You end p3 of this article by saying
“In Part 4 of this multi-series we will run a few start things off by running a few configuration scripts on the PSCs…”
But that seems to be missing from p4
Thank you for pointing that out. I updated Part 4 of the blog post.
Great article thanks. I’m running into an issue that looks like it was fixed in 6.0U1. Let me know if you have any thoughts on this, https://kb.vmware.com/kb/2120514. I’m using the latest 6.5 (as of June 2017) and getting the same issue. I’ve got a ticket into VMWare to try and solve the issue, not finding any KBs that show this as an issue in 6.5
Looks like some type of SSL / certificate handshake error but I have not seen the specific issue you are faced with first hand. I’m curious about the end result from VMware support. Please repost an abbreviated answer/resolution once your issue is resolved. Good luck!
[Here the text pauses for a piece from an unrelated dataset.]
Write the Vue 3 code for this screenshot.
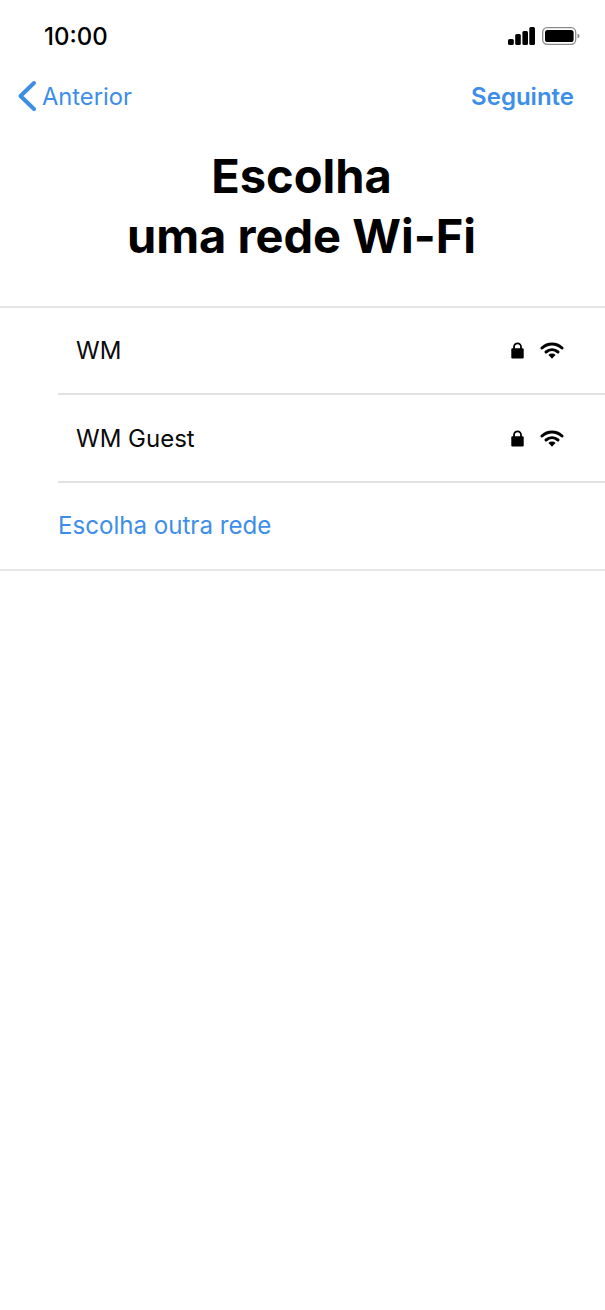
<template>
  <div class="screen">
    <div class="status-bar">
      <span class="time">10:00</span>
      <div class="status-icons">
        <svg width="27" height="18" viewBox="0 0 27 18">
          <rect x="0" y="12" width="5.8" height="6" rx="1.5" />
          <rect x="7.2" y="7" width="5.6" height="11" rx="1.5" />
          <rect x="14.4" y="4" width="5.6" height="14" rx="1.5" />
          <rect x="21.3" y="0" width="5.7" height="18" rx="1.5" />
        </svg>
        <svg width="38" height="18" viewBox="0 0 38 18">
          <rect x="0.7" y="0.7" width="33" height="16.6" rx="4.5" fill="none" stroke="#8a8a8a" stroke-width="1.3" />
          <rect x="3" y="3" width="28.6" height="12" rx="2.6" />
          <path d="M35.5 6.5c1.2.4 2 1.3 2 2.5s-.8 2.1-2 2.5z" fill="#8a8a8a" />
        </svg>
      </div>
    </div>

    <div class="nav-bar">
      <div class="back">
        <svg width="20" height="32" viewBox="0 0 20 32">
          <path d="M17 3 L3.5 16 L17 29" fill="none" stroke="#3d8ee8" stroke-width="4" stroke-linecap="round" stroke-linejoin="round" />
        </svg>
        <span>Anterior</span>
      </div>
      <span class="next">Seguinte</span>
    </div>

    <h1 class="title">Escolha<br />uma rede Wi-Fi</h1>

    <div class="network-list">
      <div v-for="net in networks" :key="net" class="network-row">
        <div class="network-inner">
          <span class="network-name">{{ net }}</span>
          <div class="network-icons">
            <svg width="13" height="17" viewBox="0 0 13 17">
              <path d="M3 7V4.8a3.5 3.5 0 0 1 7 0V7" fill="none" stroke="#000" stroke-width="1.8" />
              <rect x="0.3" y="6.3" width="12.4" height="10.2" rx="1.2" />
            </svg>
            <svg width="24" height="17" viewBox="0 0 24 17">
              <path d="M2 6 C7.7 0.8 16.3 0.8 22 6" fill="none" stroke="#000" stroke-width="3" stroke-linecap="round" />
              <path d="M6 10 C9.6 7 14.4 7 18 10" fill="none" stroke="#000" stroke-width="3" stroke-linecap="round" />
              <path d="M8.4 12.8 L12 16.8 L15.6 12.8 C13.5 11 10.5 11 8.4 12.8z" />
            </svg>
          </div>
        </div>
      </div>
      <div class="other-row">Escolha outra rede</div>
    </div>
  </div>
</template>

<script setup>
const networks = ['WM', 'WM Guest']
</script>

<style>
html,
body {
  margin: 0;
  background: #fff;
}
</style>

<style scoped>
.screen {
  width: 605px;
  height: 1310px;
  overflow: hidden;
  background: #fff;
  font-family: Inter, "Liberation Sans", sans-serif;
  color: #000;
}

.status-bar {
  height: 72px;
  box-sizing: border-box;
  padding: 0 25px 0 44px;
  display: flex;
  align-items: center;
  justify-content: space-between;
}

.time {
  font-size: 24px;
  font-weight: 500;
}

.status-icons {
  display: flex;
  align-items: center;
  gap: 7px;
}

.nav-bar {
  height: 48px;
  box-sizing: border-box;
  padding: 0 31px 0 16.5px;
  display: flex;
  align-items: center;
  justify-content: space-between;
  color: #3d8ee8;
  font-size: 24px;
}

.back {
  display: flex;
  align-items: center;
  gap: 5.5px;
  font-size: 23.7px;
}

.next {
  font-weight: 600;
}

.title {
  margin: 26px 2px 0 0;
  text-align: center;
  font-size: 47px;
  line-height: 60px;
  font-weight: 700;
}

.network-list {
  margin-top: 40px;
  border-top: 2px solid #e6e6e8;
  border-bottom: 2px solid #e6e6e8;
}

.network-row {
  padding-left: 58px;
}

.network-inner {
  height: 85.4px;
  padding: 0 41px 0 18px;
  display: flex;
  align-items: center;
  justify-content: space-between;
  border-bottom: 2px solid #e2e2e4;
}

.network-name {
  font-size: 24px;
  color: #0a0a0a;
}

.network-icons {
  display: flex;
  align-items: center;
  gap: 16px;
}

.other-row {
  height: 86px;
  padding-left: 58px;
  display: flex;
  align-items: center;
  font-size: 24.1px;
  color: #3d8ee8;
}
</style>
Found out the issue with VMWare’s technical support, I should have caught it as I would going through the KB 2147627.
In the section titled “Replacing the Certificates on the Platform Services Controller”.
They show the first certificate to use as the chain certificate created earlier in the KB.
Please provide valid custom certificate for Machine SSL.
File : /certs/psc-ha-vip-chain.crt
This is the wrong cert to use. Use the cert psc-ha-vip.crt, not the chain cert. The 3rd cert you apply is the root cert, and thus creates the chain. VMWare technical support is going to be updating this KB with the correct information.
Hope this helps everyone else. Thanks again for a fantastic article on this subject.
That’s strange. I was able to get through this procedure without any issues. I’ll have to look through again to see where you may have encountered your error again.